The set: data/eval/external/openaddresses-us-sample.jsonl (10,000 rows, 8
states, stratified dense-urban → rural so no single state dominates).
Two-tier metric
Per the DeepSeek resolver consult, a sub-10km coordinate bar is impossible for admin-centroid resolution — a city centroid is legitimately tens of km from its edge addresses. So the metric is split:
- Admin-match Acc (the headline) — locality-match and region-match rates, granularity-independent.
- Coord error p50/p90 — reported as the admin-centroid tier. The street-level tier (TIGER) will own a sub-km coordinate bar in a later phase.
Head-to-head: neural vs the Pelias parser (v0.7.2 model, 10,000 rows)
mailwoman's v0 rule parser is a TypeScript port of the Pelias parser, so
running both parsers through the same resolver makes this a direct
neural-vs-Pelias-parser comparison on real, non-circular addresses — no Docker
Pelias stack required. The table below is emitted verbatim by the eval runner
(--out-md); eval figures are never hand-typed (see the integrity note).
| parser | locality-match | region-match | resolved | coord p50 km | coord p90 km | p99 km |
|---|---|---|---|---|---|---|
| neural | 96.1% | 100.0% | 100.0% | 2.4 | 10.6 | 25.0 |
| v0 (Pelias) | 94.4% | 99.5% | 99.8% | 2.4 | 10.6 | 25.0 |
Neural beats the Pelias parser on real US addresses — +1.7pp locality, +0.5pp region, and a higher resolve rate — and wins in every state (per-state below). Both share identical coordinate error because they feed the same resolver and, when both resolve to the right admin, land on the same centroid; the difference is purely which addresses each parser resolves correctly at all.
Neural per-state (locality-match)
| state | n | neural loc | v0 loc | neural reg | v0 reg |
|---|---|---|---|---|---|
| CA | 1429 | 99.9% | 99.7% | 100.0% | 99.9% |
| DC | 1429 | 99.5% | 99.2% | 99.9% | 99.2% |
| IA | 1429 | 94.3% | 86.4% | 99.8% | 99.0% |
| IL | 1429 | 98.7% | 97.6% | 100.0% | 99.7% |
| MT | 1428 | 96.7% | 95.3% | 100.0% | 99.4% |
| SD | 1428 | 96.8% | 96.8% | 100.0% | 99.7% |
| VT | 1428 | 87.1% | 85.7% | 100.0% | 99.5% |
Headline: neural locality-match 96.1%, region-match 100.0% on 10,000 real US addresses, resolved 100.0%; coord p50 2.4km / p90 10.6km / p99 25.0km (admin-centroid tier — median is centroid-to-address distance, not a geocoding miss). Neural's largest margin over the Pelias parser is IA +7.9pp (suburban/ rural midwest); the weakest state for both is VT (rural-northeast, sparse gazetteer coverage), where neural still leads 87.1% vs 85.7%.
Eval-integrity note
This doc's tables are produced by scripts/eval/oa-resolver-eval.ts --out-md and
pasted verbatim. The runner also writes --out-json; the two are computed from the
same aggregates so they cannot disagree. (Earlier in this work an OA table was
hand-typed and shipped wrong numbers — the self-reporting --out-md flag exists to
make that class of error impossible.)
What it measures vs. doesn't
- It does confirm the resolver maps real addresses to the right city/state at scale, independent of the gazetteer's own id scheme — the credibility check the WOF-bootstrap number couldn't give.
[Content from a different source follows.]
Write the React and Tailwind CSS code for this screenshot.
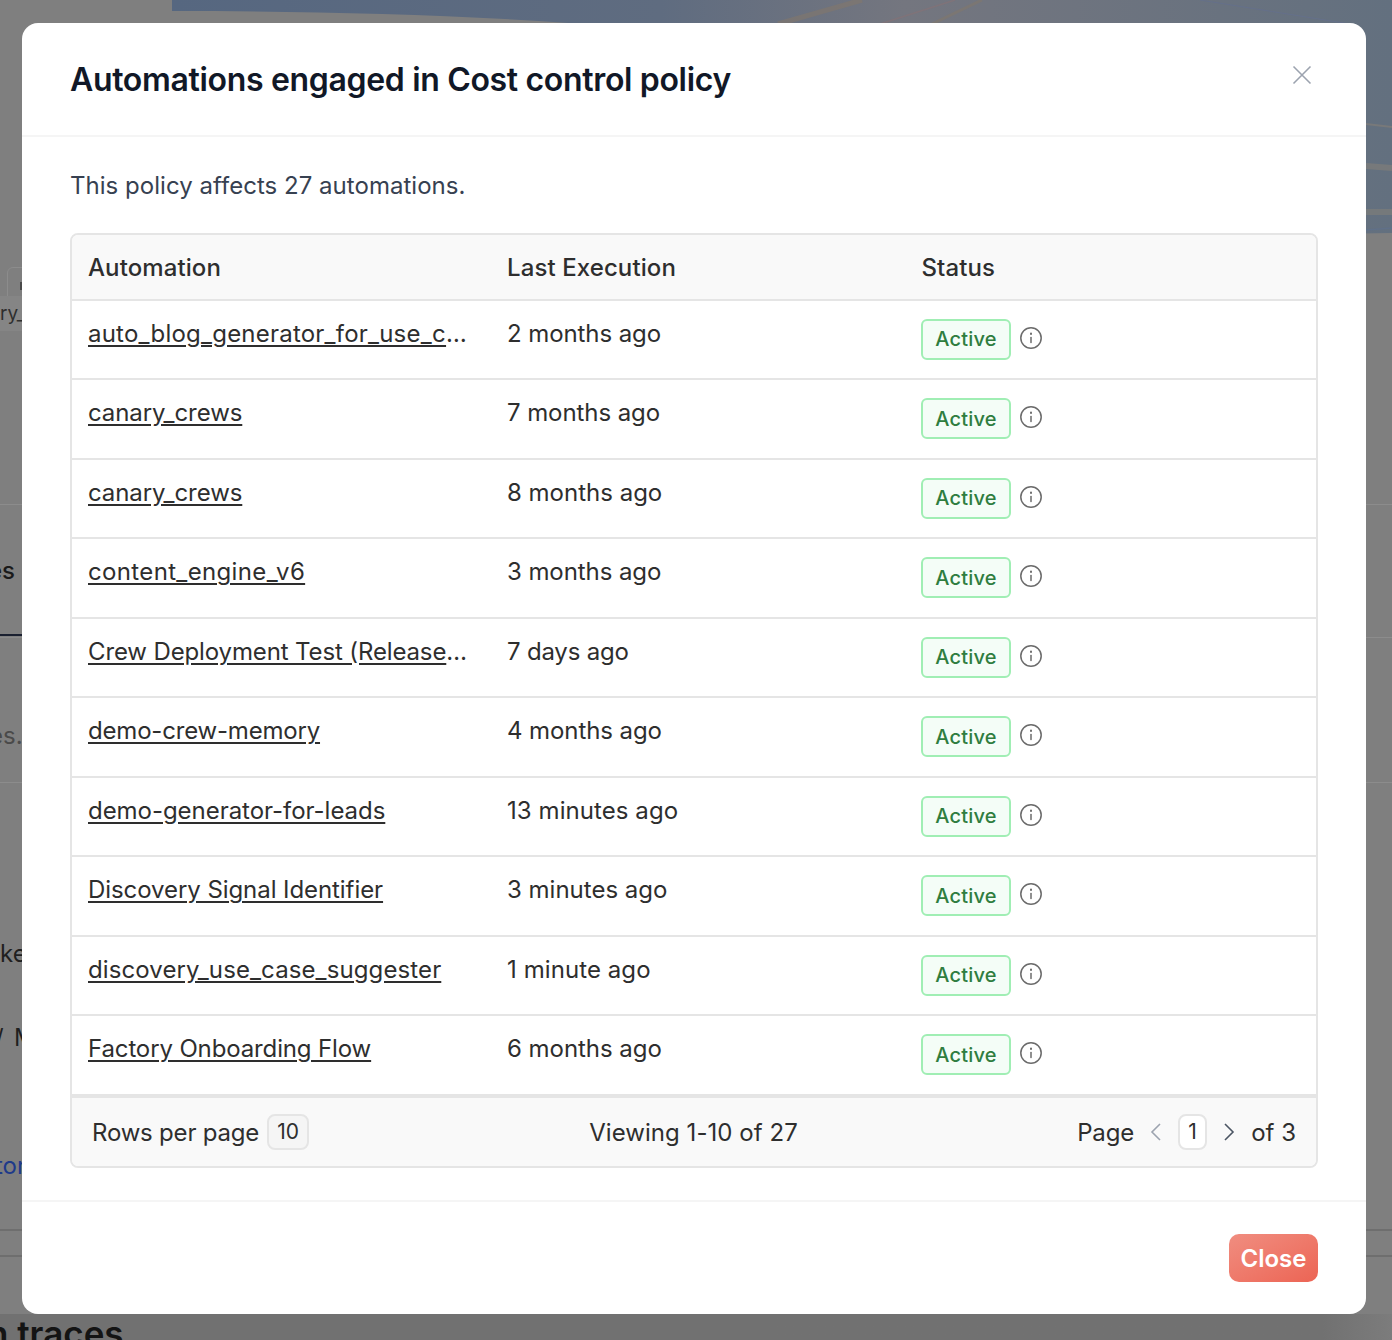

- It does not measure street/house precision (the resolver is admin-level; coord error reflects centroid-to-point distance, not a geocoding miss).
- Region-match required a name↔abbrev map: resolved regions carry the gazetteer's canonical full name ("California", "District of Columbia") while OA carries the USPS abbreviation ("CA", "DC"). An early cut scored region-match at 30% purely from that mismatch — a matcher bug, not a resolver one; fixed in the runner.
Resolver change that landed with this
core/resolver/resolve.ts now stamps metadata.resolver_name (the resolved
place's canonical gazetteer name) alongside resolver_score. Without it the eval
could only compare against the parser's own text span, not the place the resolver
actually chose — so it couldn't tell a right-name/wrong-place resolution from a
correct one. The name is also generally useful to consumers (display the canonical
name, not the raw input span).
Reproduce
node --experimental-strip-types scripts/eval/oa-resolver-eval.ts \
--eval data/eval/external/openaddresses-us-sample.jsonl \
--model <v0.7.2.onnx> --tokenizer <v0.6.0-a0> --model-card <card> \
--wof admin-global-priority.db,postalcode-us.db \
--out-json /tmp/oa-full.json
--limit N for a quick subset. Per-state breakdown is in the runner's output.